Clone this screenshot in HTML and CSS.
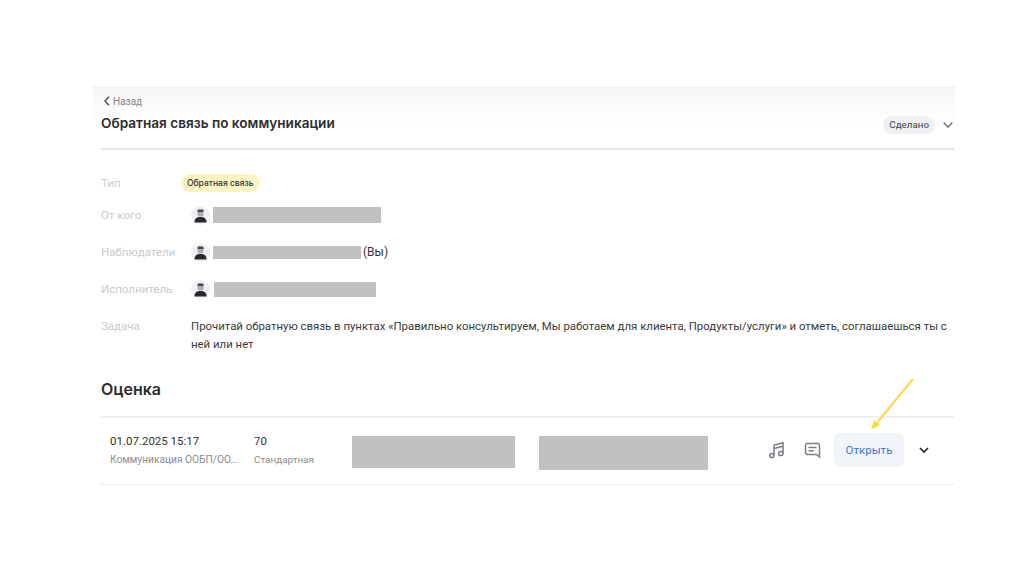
FILE: index.html
```html
<!DOCTYPE html>
<html lang="ru">
<head>
  <meta charset="UTF-8">
  <title>Обратная связь по коммуникации</title>
  <link rel="stylesheet" href="styles.css">
</head>
<body>

  <svg class="defs" width="0" height="0">
    <symbol id="userpic" viewBox="0 0 19 19">
      <circle cx="9.5" cy="9.5" r="9.5" fill="#eef0f3"/>
      <rect x="6.5" y="3.5" width="6" height="7" rx="2" fill="#a9acb0"/>
      <path d="M6.500 6V4.500a1 1 0 0 1 1-1h4a1 1 0 0 1 1 1V6z" fill="#4a4c50"/>
      <path d="M3.500 16.500c0-4 2-5.500 6-5.500s6 1.500 6 5.500z" fill="#26282b"/>
    </symbol>
  </svg>

  <div class="panel">
    <div class="back">
      <svg width="8" height="10" viewBox="0 0 8 10"><path d="M6 .8 2 5l4 4.200" fill="none" stroke="#555" stroke-width="1.500"/></svg>
      Назад
    </div>

    <div class="head">
      <h1>Обратная связь по коммуникации</h1>
      <div class="status">
        <span class="status-pill">Сделано</span>
        <svg width="10" height="6" viewBox="0 0 10 6"><path d="M.7.7 5 5l4.300-4.300" fill="none" stroke="#666" stroke-width="1.300"/></svg>
      </div>
    </div>

    <div class="row row-type">
      <div class="label label-type">Тип</div>
      <span class="badge">Обратная связь</span>
    </div>
    <div class="row row-from">
      <div class="label">От кого</div>
      <svg class="avatar" width="19" height="19"><use href="#userpic"/></svg>
      <div class="hidden-name name-from"></div>
    </div>
    <div class="row row-watch">
      <div class="label">Наблюдатели</div>
      <svg class="avatar" width="19" height="19"><use href="#userpic"/></svg>
      <div class="hidden-name name-watch"></div>
      <span class="you">(Вы)</span>
    </div>
    <div class="row row-exec">
      <div class="label">Исполнитель</div>
      <svg class="avatar" width="19" height="19"><use href="#userpic"/></svg>
      <div class="hidden-name name-exec"></div>
    </div>
    <div class="row row-task">
      <div class="label">Задача</div>
      <div class="task-text">Прочитай обратную связь в пунктах «Правильно консультируем, Мы работаем для клиента, Продукты/услуги» и отметь, соглашаешься ты с ней или нет</div>
    </div>

    <h2>Оценка</h2>

    <div class="score">
      <div class="score-date">
        <div class="score-main">01.07.2025 15:17</div>
        <div class="score-sub">Коммуникация ООБП/ОО...</div>
      </div>
      <div class="score-value">
        <div class="score-main">70</div>
        <div class="score-sub">Стандартная</div>
      </div>
      <div class="hidden-block block-one"></div>
      <div class="hidden-block block-two"></div>
      <div class="score-actions">
        <svg width="18" height="18" viewBox="0 0 18 18" fill="none" stroke="#7b7f85" stroke-width="1.500"><path d="M6 14.500V4l9-2.300v10.800"/><path d="M6 7.500l9-2.300"/><circle cx="3.800" cy="14.500" r="2.100"/><circle cx="12.800" cy="12.500" r="2.100"/></svg>
        <svg class="icon-chat" width="17" height="17" viewBox="0 0 17 17" fill="none" stroke="#7b7f85" stroke-width="1.500"><path d="M3 1.500h11a1.500 1.500 0 0 1 1.500 1.500v12l-3-2.500H3A1.500 1.500 0 0 1 1.500 11V3A1.500 1.500 0 0 1 3 1.500z"/><path d="M4.500 5.500h8M4.500 8.800h5.500"/></svg>
        <button class="open-btn">Открыть</button>
        <svg class="icon-more" width="10" height="7" viewBox="0 0 10 7"><path d="M1 1l4 4 4-4" fill="none" stroke="#222" stroke-width="1.600"/></svg>
      </div>
    </div>
  </div>

  <svg class="arrow" width="50" height="60" viewBox="0 0 50 60"><path d="M46 2 9 47" fill="none" stroke="#f5dc4c" stroke-width="2"/><path d="M4 53l3-10 6 5z" fill="#f5dc4c"/></svg>

</body>
</html>
```

FILE: styles.css
```css
body {
  margin: 0;
  height: 574px;
  overflow: hidden;
  background: #fff;
  font-family: Roboto, "Liberation Sans", sans-serif;
  color: #333;
  position: relative;
}

.defs {
  position: absolute;
}

.panel {
  margin: 86px 69px 0 93px;
  padding: 0 1px 0 8px;
  background: linear-gradient(#f5f5f5, #fff 38px);
}

.back {
  display: flex;
  align-items: center;
  gap: 2px;
  height: 16px;
  padding: 7px 0 1px 2px;
  font-size: 10px;
  color: #85878a;
}

h1 {
  margin: 0;
  font-family: Inter, sans-serif;
  font-size: 13.6px;
  font-weight: 600;
  line-height: 20px;
  color: #2c2d2e;
}

.head {
  display: flex;
  justify-content: space-between;
  height: 35px;
  padding-top: 3px;
  border-bottom: 2px solid #e4e4e4;
}

.status {
  display: flex;
  align-items: center;
  gap: 8px;
  height: 20px;
  margin-top: 2px;
  padding-right: 1px;
}

.status-pill {
  padding: 2px 6px;
  background: #eef0f3;
  border-radius: 9px;
  font-size: 9.8px;
  line-height: 14px;
  color: #444;
}

.row {
  display: flex;
  align-items: center;
  height: 20px;
  font-size: 12px;
}

.row-type { margin-top: 23px; }
.row-from { margin-top: 12px; }
.row-watch { margin-top: 17px; }
.row-exec { margin-top: 17px; }

.label {
  flex: none;
  width: 90px;
  color: #c8cacc;
  font-size: 11.5px;
  line-height: 18px;
}

.label-type { width: 80px; }

.badge {
  padding: 2px 6px;
  background: #fdf4c4;
  border-radius: 9px;
  font-family: Inter, sans-serif;
  font-size: 8.5px;
  font-weight: 500;
  line-height: 14px;
  color: #333;
}

.avatar { flex: none; }

.hidden-name {
  height: 16px;
  background: #c1c1c1;
  margin-left: 3px;
}

.name-from { width: 168px; }
.name-watch { width: 148px; height: 13px; }
.name-exec { width: 162px; height: 15px; margin-left: 4px; }

.you {
  margin-left: 2px;
  color: #333;
}

.row-task {
  align-items: flex-start;
  height: auto;
  margin-top: 18px;
}

.task-text {
  font-size: 11.4px;
  line-height: 18px;
  color: #3a3a3a;
}

h2 {
  margin: 23px 0 0;
  font-family: Inter, sans-serif;
  font-size: 16px;
  font-weight: 600;
  line-height: 26px;
  color: #2c2d2e;
}

.score {
  display: flex;
  align-items: center;
  height: 64px;
  margin-top: 14px;
  padding-bottom: 2px;
  border-top: 2px solid #f1f1f1;
  border-bottom: 1px solid #ececec;
}

.score-date {
  width: 143px;
  padding: 0 0 2px 9px;
}

.score-value {
  width: 98px;
  padding: 0 0 2px 1px;
}

.score-main {
  font-size: 11.5px;
  line-height: 16px;
  color: #333;
}

.score-sub {
  margin-top: 4px;
  font-size: 10.2px;
  line-height: 13px;
  color: #8a8c8f;
  white-space: nowrap;
}

.score-value .score-sub { font-size: 9.9px; }

.hidden-block {
  align-self: flex-start;
  margin-top: 18px;
  background: #c1c1c1;
}

.block-one { width: 163px; height: 32px; }
.block-two { width: 169px; height: 34px; margin-left: 24px; }

.score-actions {
  display: flex;
  align-items: center;
  margin-left: auto;
  padding-right: 25px;
}

.icon-chat { margin-left: 18px; }

.open-btn {
  width: 70px;
  height: 34px;
  margin-left: 13px;
  border: 0;
  border-radius: 6px;
  background: #f1f4f8;
  font-family: Roboto, sans-serif;
  font-size: 11.5px;
  color: #3c74c9;
}

.icon-more { margin-left: 15px; }

.arrow {
  position: absolute;
  left: 867px;
  top: 377px;
}
```
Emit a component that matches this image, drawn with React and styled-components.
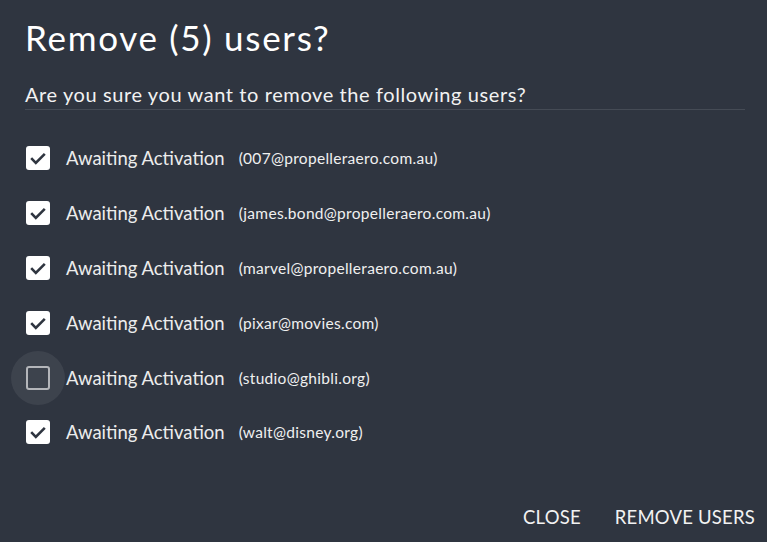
import React, { useState } from "react";
import styled, { createGlobalStyle } from "styled-components";

const Global = createGlobalStyle`
  html, body { margin: 0; padding: 0; background: #2f3540; }
  body { font-family: Lato, "Open Sans", sans-serif; color: #fff; }
`;

const Dialog = styled.div`
  width: 767px;
  height: 542px;
  box-sizing: border-box;
  background: #2f3540;
  display: flex;
  flex-direction: column;
  padding: 0 12px 0 25px;
`;

const Title = styled.h2`
  margin: 0;
  padding-top: 16px;
  font-family: Lato, sans-serif;
  font-weight: 400;
  font-size: 35px;
  line-height: 42px;
  letter-spacing: 1.7px;
  color: #fff;
`;

const Subtitle = styled.p`
  margin: 23px 10px 0 0;
  font-family: Lato, sans-serif;
  font-size: 20px;
  line-height: 26px;
  letter-spacing: 0.6px;
  color: #f2f2f2;
  padding-bottom: 2px;
  border-bottom: 1px solid #454b55;
`;

const List = styled.div`
  display: flex;
  flex-direction: column;
  margin-top: 21px;
  margin-left: -14px;
`;

const Row = styled.label`
  display: flex;
  align-items: center;
  height: 54.8px;
`;

const BoxWrap = styled.span`
  width: 54px;
  height: 54px;
  border-radius: 50%;
  display: flex;
  align-items: center;
  justify-content: center;
  background: ${(p) => (p.$hover ? "rgba(255,255,255,0.07)" : "transparent")};
  flex: none;
`;

const Box = styled.span`
  width: 24px;
  height: 24px;
  box-sizing: border-box;
  border-radius: 3px;
  display: flex;
  align-items: center;
  justify-content: center;
  background: ${(p) => (p.$checked ? "#fff" : "transparent")};
  border: ${(p) => (p.$checked ? "none" : "2.5px solid #b4b6ba")};
`;

const Label = styled.span`
  font-family: Lato, sans-serif;
  font-size: 18.5px;
  color: #ececec;
  margin-left: 1px;
`;

const Email = styled.span`
  font-family: Lato, sans-serif;
  font-size: 15.5px;
  letter-spacing: 0.3px;
  color: #f0f0f0;
  margin-left: 14px;
`;

const Actions = styled.div`
  margin-top: auto;
  display: flex;
  justify-content: flex-end;
  gap: 34px;
  padding-bottom: 14px;
`;

const Button = styled.button`
  background: none;
  border: none;
  padding: 0;
  font-family: Lato, sans-serif;
  font-size: 18.5px;
  color: #f2f2f2;
  text-transform: uppercase;
  letter-spacing: 0.2px;
  cursor: pointer;
`;

const users = [
  { email: "007@propelleraero.com.au", checked: true },
  { email: "james.bond@propelleraero.com.au", checked: true },
  { email: "marvel@propelleraero.com.au", checked: true },
  { email: "pixar@movies.com", checked: true },
  { email: "studio@ghibli.org", checked: false, hover: true },
  { email: "walt@disney.org", checked: true },
];

const Check = () => (
  <svg width="20" height="20" viewBox="0 0 20 20">
    <path d="M3.2 10.2l4.6 4.6L16.8 5.8" fill="none" stroke="#2f3540" strokeWidth="2.6" />
  </svg>
);

export default function App() {
  const [list] = useState(users);
  return (
    <>
      <Global />
      <Dialog>
        <Title>Remove (5) users?</Title>
        <Subtitle>Are you sure you want to remove the following users?</Subtitle>
        <List>
          {list.map((u) => (
            <Row key={u.email}>
              <BoxWrap $hover={u.hover}>
                <Box $checked={u.checked}>{u.checked && <Check />}</Box>
              </BoxWrap>
              <Label>Awaiting Activation</Label>
              <Email>({u.email})</Email>
            </Row>
          ))}
        </List>
        <Actions>
          <Button>Close</Button>
          <Button>Remove users</Button>
        </Actions>
      </Dialog>
    </>
  );
}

..............................

Pick out all lines from the data above in which the word "this" appears.

Clone this screenshot in HTML and CSS.
Emit a component that matches this image, drawn with React and styled-components.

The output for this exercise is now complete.